Można by powiedzieć, że dobre czasy dla kredytów walutowych się skończyły, ale nadal istnieje możliwość zaciągnięcia kredytu w obcej walucie. W zeszłym roku wprowadzenie nowej ustawy o kredytach hipotecznych spowodowało, że kredyty w obcej walucie zostały mocno ograniczone, choć nie zostały zlikwidowane całkowicie. Nadal istnieje możliwość skorzystania z oferty kredytu hipotecznego w obcej walucie. Warunek jest jeden – przeważające dochody kredytobiorcy powinny być osiągane w walucie, w jakiej ma być udzielony kredyt. Tym samym pojawiła się możliwość kredytów w koronach norweskich, szwedzkich oraz w funtach brytyjskich.
Dla kogo kredyt w obcej walucie?
Ograniczenia wynikające z wprowadzenia zmian w kredytach hipotecznych pokazują, że jest możliwość uzyskania kredytu na zakup mieszkania dla osób pracujących za granicą. Banki przychylnie rozważają wnioski, gdzie kredytobiorca osiąga dochód w koronach norweskich, szwedzkich, funtach brytyjskich, a nawet w euro czy dolarze amerykańskim.
Kredyt hipoteczny dla pracujących za granicą to świetna okazja na wykorzystanie dobrych dochodów oraz zakup nieruchomości, która może pracować sama na siebie. Niskie stopy procentowe zachęcają do korzystania z propozycji kredytowych. Lokowanie pieniędzy na lokatach daje niewielki zysk, natomiast inwestycja w nieruchomości może przynosić korzyści finansowe przez wiele lat.

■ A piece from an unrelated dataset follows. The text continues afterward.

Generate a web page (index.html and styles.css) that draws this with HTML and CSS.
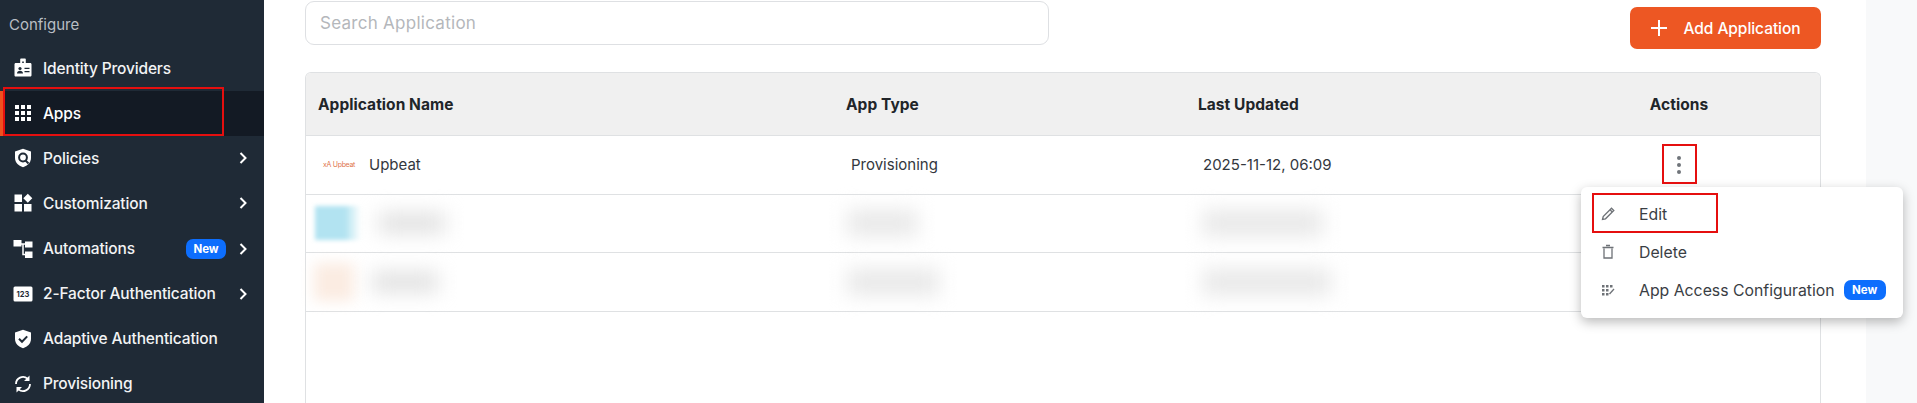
FILE: index.html
```html
<!DOCTYPE html>
<html lang="en">
<head>
<meta charset="utf-8">
<title>Apps</title>
<link rel="stylesheet" href="styles.css">
</head>
<body>
<div class="app">
  <aside class="sidebar">
    <div class="section-title">Configure</div>
    <nav class="nav">
      <a class="nav-item"><svg class="nav-icon" viewBox="0 0 20 20"><path fill="#fff" d="M8 .5h4a.8.8 0 0 1 .8.8V5h4.400c.8 0 1.300.6 1.300 1.300v11c0 .8-.6 1.300-1.300 1.300H2.800c-.8 0-1.300-.6-1.300-1.300v-11C1.500 5.600 2 5 2.800 5h4.400V1.300A.8.8 0 0 1 8 .5z"/><circle cx="7" cy="10.500" r="1.600" fill="#1f2a36"/><path fill="#1f2a36" d="M4 15.500c0-1.800 1.300-2.700 3-2.700s3 .9 3 2.700zM11.500 9.800h5v1.300h-5zM11.500 13h5v1.300h-5zM9.200 3.400h1.600v1.600H9.200z"/></svg><span class="nav-label">Identity Providers</span></a>
      <a class="nav-item active"><svg class="nav-icon" viewBox="0 0 20 20"><path fill="#fff" d="M2 2h4v4H2zM8 2h4v4H8zM14 2h4v4h-4zM2 8h4v4H2zM8 8h4v4H8zM14 8h4v4h-4zM2 14h4v4H2zM8 14h4v4H8zM14 14h4v4h-4z"/></svg><span class="nav-label">Apps</span></a>
      <a class="nav-item"><svg class="nav-icon" viewBox="0 0 20 20"><path fill="#fff" d="M10 .8l8 2.600v6.400c0 4.600-3.300 8-8 9.400-4.700-1.400-8-4.800-8-9.400V3.400z"/><circle cx="10" cy="9.500" r="3.900" fill="none" stroke="#1f2a36" stroke-width="2"/><path stroke="#1f2a36" stroke-width="2" d="M12.500 12.500l3 3"/></svg><span class="nav-label">Policies</span><svg class="chev" viewBox="0 0 10 14"><path d="M2.500 2l5 5-5 5"/></svg></a>
      <a class="nav-item"><svg class="nav-icon" viewBox="0 0 20 20"><path fill="#fff" d="M1.500 1.500h7.500V9H1.500zM14.800.8l4.500 4.500-4.500 4.500-4.500-4.500zM1.500 11h7.500v7.500H1.500zM11 11h7.500v7.500H11z"/></svg><span class="nav-label">Customization</span><svg class="chev" viewBox="0 0 10 14"><path d="M2.500 2l5 5-5 5"/></svg></a>
      <a class="nav-item"><svg class="nav-icon" viewBox="0 0 20 20"><path fill="#fff" d="M.5 1h8v6.500h-8zM12 2.500h7.500v6H12zM12 12.500h7.500V19H12z"/><path fill="none" stroke="#fff" stroke-width="1.500" d="M8 5h4M10 5v10.500h2"/></svg><span class="nav-label">Automations</span><span class="badge">New</span><svg class="chev" viewBox="0 0 10 14"><path d="M2.500 2l5 5-5 5"/></svg></a>
      <a class="nav-item"><svg class="nav-icon" viewBox="0 0 20 20"><rect x=".5" y="2.500" width="19" height="15" rx="1.500" fill="#fff"/><text x="10" y="12.800" class="icon-num">123</text></svg><span class="nav-label">2-Factor Authentication</span><svg class="chev" viewBox="0 0 10 14"><path d="M2.500 2l5 5-5 5"/></svg></a>
      <a class="nav-item"><svg class="nav-icon" viewBox="0 0 20 20"><path fill="#fff" d="M10 .8l8 2.600v6.400c0 4.600-3.300 8-8 9.400-4.700-1.400-8-4.800-8-9.400V3.400z"/><path fill="none" stroke="#1f2a36" stroke-width="2" d="M6 9.800l3 3 5.200-5.400"/></svg><span class="nav-label">Adaptive Authentication</span></a>
      <a class="nav-item"><svg class="nav-icon" viewBox="0 0 20 20"><path fill="none" stroke="#fff" stroke-width="1.800" d="M3 10a7 7 0 0 1 11.500-5.400M17 10a7 7 0 0 1-11.500 5.400"/><path fill="#fff" d="M16.500 1.500v5.500h-5.500zM3.500 18.500V13h5.500z"/></svg><span class="nav-label">Provisioning</span></a>
    </nav>
  </aside>
  <main class="main">
    <div class="content">
      <div class="toolbar">
        <input class="search" type="text" placeholder="Search Application">
        <button class="add-btn"><svg class="plus" viewBox="0 0 18 18"><path d="M9 1v16M1 9h16"/></svg><span>Add Application</span></button>
      </div>
      <div class="table">
        <div class="row head">
          <div class="cell">Application Name</div>
          <div class="cell">App Type</div>
          <div class="cell">Last Updated</div>
          <div class="cell center">Actions</div>
        </div>
        <div class="row body-row first">
          <div class="cell name"><span class="logo"><i class="logo-mark">xA</i> Upbeat</span><span>Upbeat</span></div>
          <div class="cell shift">Provisioning</div>
          <div class="cell shift">2025-11-12, 06:09</div>
          <div class="cell center"><svg class="dots" viewBox="0 0 6 20"><circle cx="3" cy="3" r="2"/><circle cx="3" cy="10" r="2"/><circle cx="3" cy="17" r="2"/></svg></div>
        </div>
        <div class="row body-row">
          <div class="cell name"><span class="smear smear-blue"></span><span class="smear smear-text"></span></div>
          <div class="cell shift"><span class="smear smear-type"></span></div>
          <div class="cell shift"><span class="smear smear-date"></span></div>
          <div class="cell"></div>
        </div>
        <div class="row body-row">
          <div class="cell name"><span class="smear smear-peach"></span><span class="smear smear-text"></span></div>
          <div class="cell shift"><span class="smear smear-type wide"></span></div>
          <div class="cell shift"><span class="smear smear-date wide"></span></div>
          <div class="cell"></div>
        </div>
      </div>
    </div>
    <aside class="gutter"></aside>
  </main>
  <div class="menu">
    <div class="menu-item"><svg class="menu-icon" viewBox="0 0 16 16"><path d="M2.500 13.500l.7-3L11.500 2.200l2.300 2.300-8.300 8.300zM10 3.700l2.300 2.300"/></svg><span>Edit</span></div>
    <div class="menu-item"><svg class="menu-icon" viewBox="0 0 16 16"><path d="M4 4.500v9.500h8V4.500M2.500 3.500h11M6 1.500h4"/></svg><span>Delete</span></div>
    <div class="menu-item"><svg class="menu-icon" viewBox="0 0 16 16"><path class="menu-dots" d="M2 3h2.500v2.500H2zM6 3h2.500v2.500H6zM10 3h2.500v2.500H10zM2 7h2.500v2.500H2zM6 7h2.500v2.500H6zM2 11h2.500v2.500H2zM6 11h2.500v2.500H6z"/><path d="M9.500 12l4.500-5"/></svg><span>App Access Configuration</span><span class="badge">New</span></div>
  </div>
  <div class="mark mark-apps"></div>
  <div class="mark mark-dots"></div>
  <div class="mark mark-edit"></div>
</div>
</body>
</html>
```
FILE: styles.css
```css
* { box-sizing: border-box; }
html, body { margin: 0; height: 403px; overflow: hidden; }
body { font-family: "Inter", "Noto Sans", sans-serif; background: #fff; color: #2b2f36; }
.app { position: relative; display: flex; width: 1917px; height: 403px; overflow: hidden; }

.sidebar { width: 264px; flex: none; background: #1f2a36; color: #fff; padding-top: 15px; }
.section-title { font-size: 15px; line-height: 20px; color: #b9bec4; padding-left: 9px; margin-bottom: 10.600px; }
.nav { display: flex; flex-direction: column; }
.nav-item { height: 45.100px; flex: none; display: flex; align-items: center; padding: 0 16px 0 13px; font-size: 15.500px; font-weight: 500; color: #f2f3f4; }
.nav-item.active { background: #131a24; border-left: 3px solid #f0501e; padding-left: 10px; color: #fff; }
.nav-icon { width: 20px; height: 20px; flex: none; margin-right: 10px; }
.nav-label { flex: 1; white-space: nowrap; letter-spacing: -0.15px; }
.icon-num { font-family: "Inter", sans-serif; font-size: 7.500px; font-weight: 700; fill: #1f2a36; text-anchor: middle; }
.chev { width: 10px; height: 14px; flex: none; margin-left: 12px; }
.chev path { fill: none; stroke: #fff; stroke-width: 2; }
.badge { flex: none; width: 40px; height: 20px; border-radius: 7px; background: #0d6efd; color: #fff; font-size: 11.500px; font-weight: 700; line-height: 20px; text-align: center; }

.main { flex: 1; display: flex; min-width: 0; }
.content { width: 1602px; flex: none; padding: 1px 45px 0 41px; }
.gutter { flex: 1; background: #f8f9fa; }
.toolbar { display: flex; align-items: flex-start; justify-content: space-between; height: 71px; }
.search { width: 744px; height: 44px; border: 1px solid #dee0e3; border-radius: 9px; padding: 0 14px; font: 17px "Inter", sans-serif; letter-spacing: 0.27px; color: #2b2f36; outline: none; background: #fff; }
.search::placeholder { color: #b4b7bb; opacity: 1; }
.add-btn { width: 191px; height: 42px; margin-top: 6px; border: 0; border-radius: 7px; background: #ed5723; color: #fff; font: 500 15.500px "Inter", sans-serif; display: flex; align-items: center; justify-content: center; gap: 15px; padding: 0; letter-spacing: -0.05px; }
.plus { width: 18px; height: 18px; }
.plus path { stroke: #fff; stroke-width: 2; fill: none; }

.table { border: 1px solid #dfe1e3; border-bottom: 0; border-radius: 6px 6px 0 0; height: 332px; }
.row { display: grid; grid-template-columns: 528px 352px 352px 1fr; align-items: center; font-size: 15px; }
.head { height: 63px; background: #f0f0f0; font-size: 15.500px; font-weight: 700; color: #212529; border-bottom: 1px solid #dfe1e3; border-radius: 5px 5px 0 0; letter-spacing: 0.05px; }
.head .cell { padding-left: 12px; }
.head .cell.center { padding-left: 0; }
.body-row { height: 58.500px; border-bottom: 1px solid #dfe1e3; color: #33373d; }
.cell { display: flex; align-items: center; min-width: 0; height: 100%; }
.center { justify-content: center; }
.shift { padding-left: 12px; }
.first .shift { padding-left: 17px; }
.name { padding-left: 8px; position: relative; }
.logo { width: 55px; font-size: 7px; color: #e0754a; padding-left: 9px; white-space: nowrap; flex: none; letter-spacing: -0.3px; }
.logo-mark { font-style: normal; }
.dots { width: 6px; height: 20px; fill: #70747a; }

.smear { display: block; flex: none; }
.smear-blue { width: 46px; height: 34px; margin-left: 1px; background: linear-gradient(90deg, #b2e3f1 0 65%, #d8f1f7 82%, transparent); filter: blur(2px); }
.smear-peach { width: 40px; height: 38px; background: #fbece2; filter: blur(7px); }
.smear-text { width: 66px; height: 20px; background: #e0e0e0; margin-left: 18px; filter: blur(10px); }
.smear-type { width: 70px; height: 26px; margin-left: 1px; background: #e8e8e8; filter: blur(10px); }
.smear-type.wide { width: 92px; }
.smear-date { width: 120px; height: 26px; margin-left: 5px; background: #e8e8e8; filter: blur(10px); }
.smear-date.wide { width: 128px; }

.menu { position: absolute; left: 1581px; top: 187px; width: 322px; height: 131px; padding: 8px 0; background: #fff; border-radius: 6px; box-shadow: 0 4px 12px rgba(0, 0, 0, 0.28); font-size: 15.800px; color: #3a3e44; }
.menu-item { display: flex; align-items: center; height: 38px; padding-left: 19px; }
.menu-icon { width: 16px; height: 16px; flex: none; margin-right: 23px; fill: none; stroke: #6e7277; stroke-width: 1.300; }
.menu-dots { fill: #6e7277; stroke: none; }
.menu-item .badge { margin-left: 9px; width: 42px; }

.mark { position: absolute; border: 2px solid #e50f0f; }
.mark-apps { left: 3px; top: 87px; width: 221px; height: 49px; }
.mark-dots { left: 1662px; top: 144px; width: 35px; height: 40px; }
.mark-edit { left: 1592px; top: 193px; width: 126px; height: 40px; }
```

Jakie są warunki kredytu w obcej walucie?
Podstawowy warunek kredytu hipotecznego dla zarabiających za granicą został już opisany. Mianowicie chodzi o dochód osiągany w walucie, w jakiej będzie udzielony kredyt. Zazwyczaj banki przy obliczaniu zdolności kredytowej biorą pod uwagę głównie dochód przeważający, przy kredytach w obcej walucie musi to być dochód w koronach norweskich, szwedzkich, funtach czy euro.
Dodatkowym warunkiem udzielenia kredytu dla pracujących za granicą jest zadeklarowanie dwu krotności raty kredytowej na rachunek kredytowy. Jest to w pewnym sensie zabezpieczenie dla banku, że kredyt będzie spłacany na czas.